Share

The Treasurer offered much needed support for flood-affected communities in New South Wales and southeast Queensland. However, his ambition to deliver these communities “hope, work and the prospect of returning to a better life” will fall short unless he addresses a key underlying problem.

That is the phenomenon responsible for exacerbating natural disasters in Australia (like the ongoing floods in NSW and Queensland, and the Black Summer bushfires in the summer of 2019-20), namely climate change.

The Australian government has never undertaken a national risk assessment to understand how vulnerable Australia is to climate change. Nor has it come up  with a National Adaptation Plan – so all it can do is lurch from one natural disaster to the next.

The Flood Package, to address the ongoing floods in NSW and Queensland, includes $245 million in disaster recovery payments to residents in flood-impacted areas, $150 million for significant infrastructure damage, and $150 million for recovery and post-disaster resilience measures in the Northern Rivers region of NSW. These allocations are dwarfed by the current bill of damage caused by the floods, estimated to be over $6 billion.

The Black Summer Bushfire Recovery Grants Program is receiving $116.4 million in additional funding over three years from 2021-22 to “provide increased support for community projects to assist with recovery and resilience”. This brings the total amount allocated to the program to $500 million. Pittance compared to the damage estimates that run up to $100 billion.

Natural disasters are increasing in number and impact, costing the Australian economy $38 billion per year. That figure is projected to rise to $73 billion per year by 2060 – and that’s in a low emissions scenario. Under the (more likely) high emissions scenario the annual cost increases to $94 billion, with climate change doubling the cost of coastal flooding and bushfires.

This mounting damage bill from climate change won’t surprise many. In fact, 82% of Australians recognise that climate change is likely to cause or is already causing more extreme weather events. But the government is failing to direct sufficient funding to responding or adapting. The Australia Institute has called for a levy on Australia’s fossil fuel exports to help pay for climate change-related natural disasters. Every dollar of the proposed National Climate Disaster Fund would go directly to paying the costs of climate related disasters that are ultimately being caused by these very exports. Three out of five (61%) Australians support this levy which forces those who profit from climate change (fossil fuel producers) to help cover the cost of the impacts.
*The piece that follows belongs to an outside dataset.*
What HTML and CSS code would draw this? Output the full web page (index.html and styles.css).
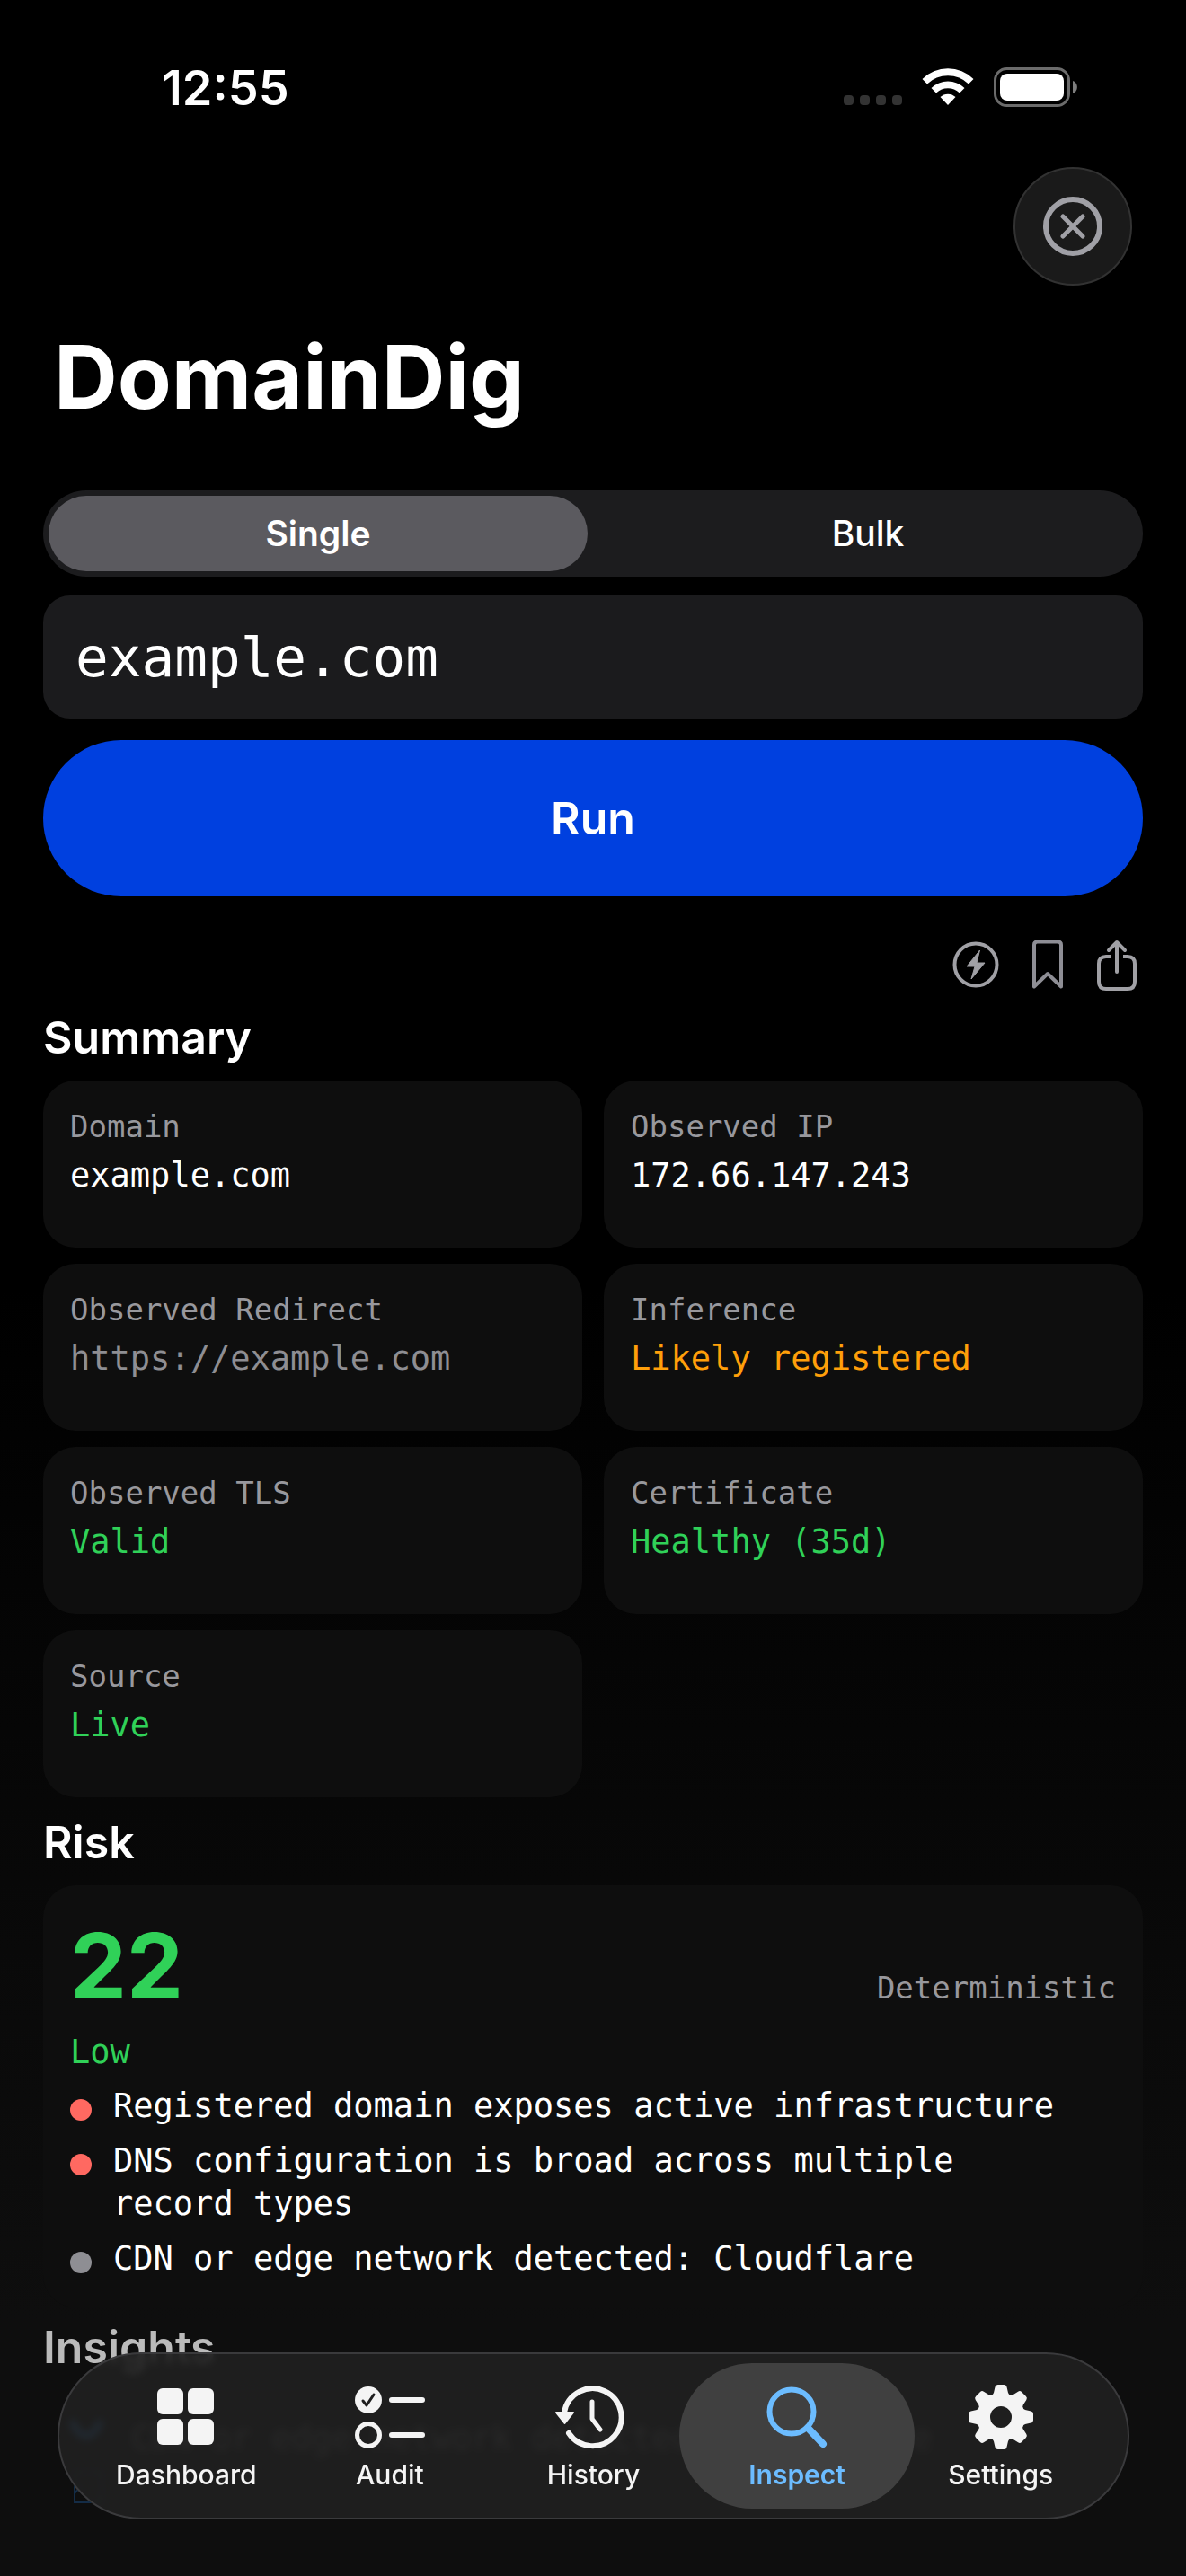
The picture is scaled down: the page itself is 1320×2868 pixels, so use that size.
FILE: index.html
```html
<!DOCTYPE html>
<html lang="en">
<head>
  <meta charset="UTF-8">
  <meta name="viewport" content="width=device-width, initial-scale=1.0">
  <title>DomainDig</title>
  <link rel="stylesheet" href="styles.css">
</head>

<body>
  <div class="status-bar">
    <time class="clock">12:55</time>
    <div class="status-icons">
      <span class="signal"><i></i><i></i><i></i><i></i></span>
      <svg class="wifi" width="58" height="42" viewBox="0 0 58 42" fill="#fff">
        <path d="M0.500 13 A40.500 40.500 0 0 1 57.500 13 L52 18.500 A33 33 0 0 0 6 18.500 Z" />
        <path d="M10.500 23 A26.500 26.500 0 0 1 47.500 23 L42 28.500 A19 19 0 0 0 16 28.500 Z" />
        <path d="M20.500 33 A12.500 12.500 0 0 1 37.500 33 L29 42 Z" />
      </svg>
      <svg class="battery" width="94" height="44" viewBox="0 0 94 44">
        <rect x="1.500" y="1.500" width="82" height="41" rx="13" fill="none" stroke="#6b6b6b" stroke-width="3" />
        <rect x="7" y="7" width="71" height="30" rx="8" fill="#fff" />
        <path d="M88 15 C94.500 17 94.500 27 88 29 Z" fill="#7d7d7d" />
      </svg>
    </div>
  </div>

  <header class="toolbar">
    <button class="close" type="button" aria-label="Clear">
      <svg width="66" height="66" viewBox="0 0 66 66" fill="none" stroke="#a0a0a6" stroke-linecap="round">
        <circle cx="33" cy="33" r="30" stroke-width="6" />
        <path d="M22 22 L44 44 M44 22 L22 44" stroke-width="5" />
      </svg>
    </button>
  </header>

  <main>
    <h1>DomainDig</h1>

    <form id="lookup">
      <div class="segmented">
        <label>
          <input type="radio" name="mode" value="single" checked>
          <span>Single</span>
        </label>
        <label>
          <input type="radio" name="mode" value="bulk">
          <span>Bulk</span>
        </label>
      </div>
      <input class="domain" type="text" name="domain" value="example.com" aria-label="Domain">
      <button class="run" type="submit">Run</button>
    </form>

    <div class="actions">
      <button type="button" aria-label="Quick run">
        <svg width="52" height="58" viewBox="0 0 52 58">
          <circle cx="26" cy="29" r="23.500" fill="none" stroke="#a0a0a5" stroke-width="4" />
          <path d="M30.500 13 L16 31 H25 L21 45 L36 27 H27 Z" fill="#a0a0a5" stroke="#a0a0a5" stroke-width="1" stroke-linejoin="round" />
        </svg>
      </button>
      <button type="button" aria-label="Bookmark">
        <svg width="34" height="58" viewBox="0 0 34 58" fill="none" stroke="#8e8e95" stroke-width="4" stroke-linejoin="round">
          <path d="M2 53.500 V7 Q2 3.500 5.500 3.500 H28.500 Q32 3.500 32 7 V53.500 L17 39 Z" />
        </svg>
      </button>
      <button type="button" aria-label="Share">
        <svg width="46" height="58" viewBox="0 0 46 58" fill="none" stroke="#a0a0a5" stroke-width="4" stroke-linecap="round" stroke-linejoin="round">
          <path d="M16 20 H11 Q3 20 3 28 V48 Q3 56 11 56 H35 Q43 56 43 48 V28 Q43 20 35 20 H30" stroke-linecap="butt" />
          <path d="M23 37 V4 M14 13 L23 4 L32 13" />
        </svg>
      </button>
    </div>

    <section>
      <h2>Summary</h2>
      <dl class="summary">
        <div class="card">
          <dt>Domain</dt>
          <dd>example.com</dd>
        </div>
        <div class="card">
          <dt>Observed IP</dt>
          <dd>172.66.147.243</dd>
        </div>
        <div class="card">
          <dt>Observed Redirect</dt>
          <dd class="muted">https://example.com</dd>
        </div>
        <div class="card">
          <dt>Inference</dt>
          <dd class="warn">Likely registered</dd>
        </div>
        <div class="card">
          <dt>Observed TLS</dt>
          <dd class="good">Valid</dd>
        </div>
        <div class="card">
          <dt>Certificate</dt>
          <dd class="good">Healthy (35d)</dd>
        </div>
        <div class="card">
          <dt>Source</dt>
          <dd class="good">Live</dd>
        </div>
      </dl>
    </section>

    <section>
      <h2>Risk</h2>
      <div class="card risk">
        <div class="score">
          <strong>22</strong>
          <span>Deterministic</span>
        </div>
        <p class="good">Low</p>
        <ul>
          <li>Registered domain exposes active infrastructure</li>
          <li>DNS configuration is broad across multiple record types</li>
          <li class="neutral">CDN or edge network detected: Cloudflare</li>
        </ul>
      </div>
    </section>

    <section class="insights">
      <h2>Insights</h2>
      <div class="insight">
        <svg width="36" height="36" viewBox="0 0 36 36" fill="none" stroke="#2f7fd0" stroke-width="8">
          <path d="M1 4 Q18 38 35 4" />
        </svg>
        <p>CDN or edge network detected: Cloudflare</p>
      </div>
      <div class="insight">
        <svg width="36" height="36" viewBox="0 0 36 36" fill="none" stroke="#142c46" stroke-width="2">
          <path d="M5 1 H35 V35 H5 Z M5 25 L12 17" />
        </svg>
      </div>
    </section>
  </main>

  <nav class="tabs">
    <a href="#dashboard">
      <svg width="64" height="72" viewBox="0 0 64 72" fill="currentColor">
        <rect x="0" y="4" width="29" height="29" rx="6" />
        <rect x="34" y="4" width="29" height="29" rx="6" />
        <rect x="0" y="38" width="29" height="29" rx="6" />
        <rect x="34" y="38" width="29" height="29" rx="6" />
      </svg>
      <span>Dashboard</span>
    </a>
    <a href="#audit">
      <svg width="78" height="72" viewBox="0 0 78 72" fill="none" stroke="currentColor" stroke-width="6" stroke-linecap="round">
        <circle cx="15" cy="17" r="15" fill="currentColor" stroke="none" />
        <path d="M9 18 L13 23 L21 11" stroke="#1f1f1f" stroke-width="3" stroke-linejoin="round" />
        <circle cx="15" cy="56" r="12.500" stroke-width="5" />
        <path d="M41 17 H75 M41 56 H75" />
      </svg>
      <span>Audit</span>
    </a>
    <a href="#history">
      <svg width="84" height="72" viewBox="0 0 84 72" fill="none" stroke="currentColor" stroke-width="6" stroke-linecap="round">
        <path d="M10 31 A32 32 0 1 1 15 54" />
        <path d="M41 19 V38 L50 50" stroke-width="5" stroke-linejoin="round" />
        <path d="M1 31 H20 L10.500 43 Z" fill="currentColor" stroke-width="2" stroke-linejoin="round" />
      </svg>
      <span>History</span>
    </a>
    <a class="active" href="#inspect">
      <svg width="68" height="72" viewBox="0 0 68 72" fill="none" stroke="currentColor" stroke-width="6">
        <circle cx="28" cy="30" r="24.500" />
        <path d="M46 48 L63 66" stroke-width="8" stroke-linecap="round" />
      </svg>
      <span>Inspect</span>
    </a>
    <a href="#settings">
      <svg width="72" height="72" viewBox="0 0 72 72" fill="currentColor">
        <defs>
          <path id="tooth" d="M29.500 2.500 Q30 0 32.500 0 H39.500 Q42 0 42.500 2.500 L44 9 Q44.500 11 47 12 L36 24 L25 12 Q27.500 11 28 9 Z" />
        </defs>
        <circle cx="36" cy="36" r="19" fill="none" stroke="currentColor" stroke-width="14" />
        <use href="#tooth" />
        <use href="#tooth" transform="rotate(45 36 36)" />
        <use href="#tooth" transform="rotate(90 36 36)" />
        <use href="#tooth" transform="rotate(135 36 36)" />
        <use href="#tooth" transform="rotate(180 36 36)" />
        <use href="#tooth" transform="rotate(225 36 36)" />
        <use href="#tooth" transform="rotate(270 36 36)" />
        <use href="#tooth" transform="rotate(315 36 36)" />
      </svg>
      <span>Settings</span>
    </a>
  </nav>
</body>
</html>
```
FILE: styles.css
```css
* {
  box-sizing: border-box;
}
body {
  margin: 0;
  min-height: 100vh;
  background: linear-gradient(#000 50%, #0e0e0e 90%);
  color: #fff;
  font-family: Inter, "Liberation Sans", sans-serif;
}
h1, h2, p, ul, dl, dd {
  margin: 0;
  padding: 0;
}
button {
  border: 0;
  padding: 0;
  background: none;
  color: inherit;
  font-family: inherit;
}
svg {
  display: block;
}

/* status bar */
.status-bar {
  display: flex;
  justify-content: space-between;
  padding: 66px 120px 0 180px;
}
.clock {
  font-size: 54px;
  line-height: 64px;
  font-weight: 600;
}
.status-icons {
  display: flex;
  align-items: flex-start;
  gap: 22px;
  padding-top: 9px;
}
.signal {
  display: flex;
  gap: 7px;
  padding-top: 31px;
}
.signal i {
  width: 11px;
  height: 11px;
  border-radius: 4px;
  background-color: #333;
}

.toolbar {
  display: flex;
  justify-content: flex-end;
  padding: 56px 60px 0;
}
.close {
  display: flex;
  justify-content: center;
  align-items: center;
  width: 132px;
  height: 132px;
  border: 2px solid #323232;
  border-radius: 50%;
  background-color: #1a1a1a;
}

main {
  padding: 0 48px;
}
h1 {
  padding: 42px 12px 66px;
  font-size: 98px;
  line-height: 120px;
  font-weight: 700;
}
h2 {
  font-size: 50px;
  line-height: 60px;
  font-weight: 600;
}

/* lookup form */
.segmented {
  display: flex;
  gap: 12px;
  padding: 6px;
  border-radius: 48px;
  background-color: #1c1c1e;
}
.segmented label {
  flex: 1;
  position: relative;
}
.segmented input {
  position: absolute;
  opacity: 0;
}
.segmented span {
  display: block;
  border-radius: 42px;
  font-size: 39px;
  line-height: 84px;
  font-weight: 500;
  text-align: center;
}
.segmented input:checked + span {
  background-color: #5b5a5f;
  font-weight: 600;
}
.domain {
  display: block;
  width: 100%;
  height: 137px;
  margin: 21px 0 24px;
  padding: 0 36px;
  border: 0;
  border-radius: 30px;
  background-color: #1b1b1d;
  color: #fff;
  font-family: "DejaVu Sans Mono", monospace;
  font-size: 61px;
}
.run {
  display: block;
  width: 100%;
  height: 174px;
  border-radius: 87px;
  background-color: #0040df;
  font-size: 50px;
  font-weight: 600;
}

.actions {
  display: flex;
  justify-content: flex-end;
  gap: 37px;
  padding: 47px 6px 22px;
}

/* cards */
.card {
  padding: 30px;
  border-radius: 36px;
  background-color: #0e0e0e;
  font-family: "DejaVu Sans Mono", monospace;
  font-size: 37px;
  line-height: 48px;
}
.summary {
  display: grid;
  grid-template-columns: 1fr 1fr;
  gap: 18px 24px;
  margin: 18px 0 20px;
}
.summary .card {
  height: 186px;
}
dt, .score span {
  color: #98989d;
  font-size: 34px;
}
dt {
  line-height: 42px;
}
dd {
  margin-top: 10px;
}
.muted {
  color: #8e8e93;
}
.warn {
  color: #ff9f0a;
}
.good {
  color: #30d158;
}

.risk {
  margin: 18px 0 14px;
}
.score {
  display: flex;
  justify-content: space-between;
  align-items: baseline;
}
.score strong {
  color: #30d158;
  font-family: Inter, sans-serif;
  font-size: 100px;
  line-height: 120px;
  font-weight: 700;
}
.risk p {
  margin: 12px 0;
}
.risk ul {
  display: grid;
  gap: 13px;
  padding-right: 48px;
  list-style: none;
}
.risk li {
  display: flex;
  gap: 24px;
}
.risk li::before {
  content: "";
  flex: none;
  width: 24px;
  height: 24px;
  margin-top: 16px;
  border-radius: 50%;
  background-color: #ff6961;
}
.risk .neutral::before {
  background-color: #8e8e93;
}

.insights h2 {
  color: #bbb;
}
.insight {
  display: flex;
  gap: 32px;
  padding: 48px 30px 0;
  color: #777;
  font-family: "DejaVu Sans Mono", monospace;
  font-size: 37px;
  line-height: 48px;
}
.insight + .insight {
  padding-top: 12px;
}

/* tab bar */
.tabs {
  position: fixed;
  left: 64px;
  right: 63px;
  bottom: 63px;
  display: grid;
  grid-template-columns: repeat(5, 1fr);
  padding: 10px 28px;
  border: 2px solid #3a3a3c;
  border-radius: 93px;
  background-color: rgba(32, 32, 32, 0.9);
  backdrop-filter: blur(4px);
}
.tabs a {
  display: flex;
  flex-direction: column;
  align-items: center;
  height: 162px;
  margin: 0 -18px;
  padding-top: 24px;
  border-radius: 81px;
  color: #f4f4f4;
  font-size: 30px;
  line-height: 36px;
  font-weight: 500;
  text-decoration: none;
}
.tabs span {
  margin-top: 10px;
}
.tabs .active {
  background-color: #404040;
  color: #6cbcff;
  font-weight: 600;
}
```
There were a few smaller response measures including: $53 million over five years to recover and conserve koala populations and habitats; $10 million over two years for mental health support for first responders; and $95.6 million over 9 years for the Great Barrier Reef (to deal with things like run-off); and $84.5 million over 4 years from the Future Drought Fund to “improve the drought readiness and resilience of Australian farmers and communities”. Helpful but relatively small efforts in the face of a major, and long ignored problem.